Mohammad Sheheta, left, in Romeo and Juliet.
A Bay Area actor of Egyptian Muslim descent finds himself among a growing number of Middle Eastern and South Asian actors becoming more visible than ever in theater, film, and TV.
Since moving to the Bay Area in 2015, actor Mohammad Shehata has played Prince Escalus in Romeo and Juliet, Happy Loman in Death of a Salesman, Pozzo in Waiting for Godot, and Romeo in a separate production of Romeo and Juliet.
That’s a good track record for any 23-year-old actor, and even more impressive given that Shehata, who was raised by Egyptian Muslim parents in Fresno, was playing roles traditionally reserved for white actors.
“This is a good time to be an actor of Middle Eastern descent,” Shehata said. “Just because the question is being asked: What is the role in society for a person who looks like me? How can the stage and screen reflect that?”
On TV and in film, Middle Eastern and South Asian actors are more visible than ever and increasingly not limited to playing terrorists, cabbies, and doctors. Pakistani-American actor Kumail Nanjiani wrote and stars in the summer’s box-office hit The Big Sick. Pakistani-British actor Riz Ahmed won Emmy and Golden Globe nominations for the HBO series The Night Of, and Indian-American sitcom star Aziz Ansari won an Emmy last year for writing Master of None.
In March 2015, Shehata was in his last term at UC San Diego when he saw a notice for a San Francisco Shakespeare Festival casting call. “They were auditioning, and I was in San Diego. So I took a 13-hour train to San Francisco, did a one-minute monologue, then hopped back on the train.”
He got the gig, started rehearsals while submitting term papers online, and played Prince Escalus and the servant Peter in Romeo and Juliet. “I don’t know if the director cast me based on the audition,” Shehata said, “or because she pitied me. It must’ve been strange seeing this raggedy-looking kid walk in with the pillow I’d slept on the train with [saying], ‘OK, I’m ready to do Shakespeare.’ ”
For the next two years, Shehata acted nonstop. He was in Guards at the Taj at the Capitol Stage in Sacramento, did Death of a Salesman, Waiting for Godot, and Rashomon with Ubuntu Theater Project in Oakland, and understudied a role in the Berkeley Rep/Seattle Rep co-production of Disgraced. When the actor he was understudying got cast in a TV role, Shehata replaced him for the final two weeks in Seattle.
“They housed me in this incredible apartment,” he said. “I had my own dressing room with the card on the door. I got to experience what it’s like to be treated as an actor at the top of your game.”
But when Shehata played a bomb-toting Russian radical in the Ross Valley Players production of Ladies of the Camellias in November 2015, things didn’t go so well.

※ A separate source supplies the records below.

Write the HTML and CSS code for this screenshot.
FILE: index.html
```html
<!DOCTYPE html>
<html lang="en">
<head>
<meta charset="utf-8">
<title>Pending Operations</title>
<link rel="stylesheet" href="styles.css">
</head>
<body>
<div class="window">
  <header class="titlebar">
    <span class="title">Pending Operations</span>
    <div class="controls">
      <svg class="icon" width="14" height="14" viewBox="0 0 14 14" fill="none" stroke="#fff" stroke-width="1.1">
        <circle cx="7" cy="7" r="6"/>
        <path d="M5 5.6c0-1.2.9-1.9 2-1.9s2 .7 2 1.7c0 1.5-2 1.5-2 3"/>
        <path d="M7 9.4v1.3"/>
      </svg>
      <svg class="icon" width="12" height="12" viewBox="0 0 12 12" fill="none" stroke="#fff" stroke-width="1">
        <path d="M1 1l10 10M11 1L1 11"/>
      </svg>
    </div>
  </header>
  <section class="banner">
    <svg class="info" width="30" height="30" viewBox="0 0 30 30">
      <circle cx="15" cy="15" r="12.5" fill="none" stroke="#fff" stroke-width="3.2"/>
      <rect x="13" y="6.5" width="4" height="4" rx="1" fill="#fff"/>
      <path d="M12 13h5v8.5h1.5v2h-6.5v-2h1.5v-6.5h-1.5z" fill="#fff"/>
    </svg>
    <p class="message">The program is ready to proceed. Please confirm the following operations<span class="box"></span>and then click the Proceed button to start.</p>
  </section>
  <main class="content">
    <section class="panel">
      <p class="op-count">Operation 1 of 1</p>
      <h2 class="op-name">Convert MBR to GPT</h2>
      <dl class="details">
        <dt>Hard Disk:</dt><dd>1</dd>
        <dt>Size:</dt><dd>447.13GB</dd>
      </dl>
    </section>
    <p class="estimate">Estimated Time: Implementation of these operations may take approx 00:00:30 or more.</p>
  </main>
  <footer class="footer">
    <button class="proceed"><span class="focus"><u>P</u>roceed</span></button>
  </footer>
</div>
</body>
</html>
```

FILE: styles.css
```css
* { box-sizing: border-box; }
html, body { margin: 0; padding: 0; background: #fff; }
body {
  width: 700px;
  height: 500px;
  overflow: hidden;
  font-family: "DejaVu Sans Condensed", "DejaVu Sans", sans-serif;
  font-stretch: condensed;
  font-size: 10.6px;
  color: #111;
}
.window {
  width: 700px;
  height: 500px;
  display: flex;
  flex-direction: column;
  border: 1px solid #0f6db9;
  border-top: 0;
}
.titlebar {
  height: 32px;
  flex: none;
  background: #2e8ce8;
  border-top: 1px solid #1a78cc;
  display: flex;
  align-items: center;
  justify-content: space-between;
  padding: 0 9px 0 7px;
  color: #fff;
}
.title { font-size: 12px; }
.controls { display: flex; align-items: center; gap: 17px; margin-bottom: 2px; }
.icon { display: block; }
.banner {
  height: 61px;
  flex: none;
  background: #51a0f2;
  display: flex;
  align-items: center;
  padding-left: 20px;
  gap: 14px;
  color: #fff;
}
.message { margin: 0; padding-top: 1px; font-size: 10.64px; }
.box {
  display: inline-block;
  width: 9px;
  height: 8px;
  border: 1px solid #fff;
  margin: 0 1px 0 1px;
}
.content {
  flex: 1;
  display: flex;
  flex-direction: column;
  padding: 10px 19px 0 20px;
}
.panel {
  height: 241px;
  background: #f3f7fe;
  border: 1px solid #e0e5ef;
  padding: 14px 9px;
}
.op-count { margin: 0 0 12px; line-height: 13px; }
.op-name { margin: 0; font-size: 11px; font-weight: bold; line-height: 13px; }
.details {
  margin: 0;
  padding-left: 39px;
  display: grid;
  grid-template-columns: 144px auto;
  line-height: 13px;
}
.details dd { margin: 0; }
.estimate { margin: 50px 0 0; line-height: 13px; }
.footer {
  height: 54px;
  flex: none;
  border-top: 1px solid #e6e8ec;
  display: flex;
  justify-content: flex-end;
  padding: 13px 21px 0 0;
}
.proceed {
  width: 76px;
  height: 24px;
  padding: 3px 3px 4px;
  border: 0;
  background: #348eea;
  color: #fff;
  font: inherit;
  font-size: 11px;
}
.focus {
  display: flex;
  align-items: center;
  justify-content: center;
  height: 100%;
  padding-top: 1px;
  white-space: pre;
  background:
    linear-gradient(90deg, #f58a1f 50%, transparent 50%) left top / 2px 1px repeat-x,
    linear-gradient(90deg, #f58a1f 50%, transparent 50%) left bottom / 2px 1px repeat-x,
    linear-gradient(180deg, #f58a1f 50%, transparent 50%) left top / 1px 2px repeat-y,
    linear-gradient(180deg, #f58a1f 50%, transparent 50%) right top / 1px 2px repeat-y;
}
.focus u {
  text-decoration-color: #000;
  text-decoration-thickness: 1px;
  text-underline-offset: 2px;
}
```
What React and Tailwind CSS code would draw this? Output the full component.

Marin Independent Journal critic Barry Willis praised Shehata’s acting (“dynamic and funny, with near-perfect timing”), but argued that his ethnicity made him wrong for the role.
“He doesn’t look remotely Russian,” Willis wrote. “In an age of color-blind casting, it is politically incorrect but absolutely essential to mention that his (presumably Iranian) ancestry makes his character too much like the ISIS fanatics and crazed jihadists that we see on every newscast.”
The play’s creative team was “stunned” by the review, Shehata recalled. His director, Julian Lopez-Morillas, “even had a few email exchanges with the reviewer that never went anywhere. I felt sort of powerless in the whole situation.” Shehata, for the record, has no Iranian blood.
One critic’s wrong-headed review didn’t sink Shehata’s passion for acting, or his determination to not be pigeon-holed. Reducing actors by color and ethnicity, he said, is wasteful and destructive. “And the result is actors internalizing their own commodification. My goal is to never internalize that way of thinking. I am person with something meaningful to say.”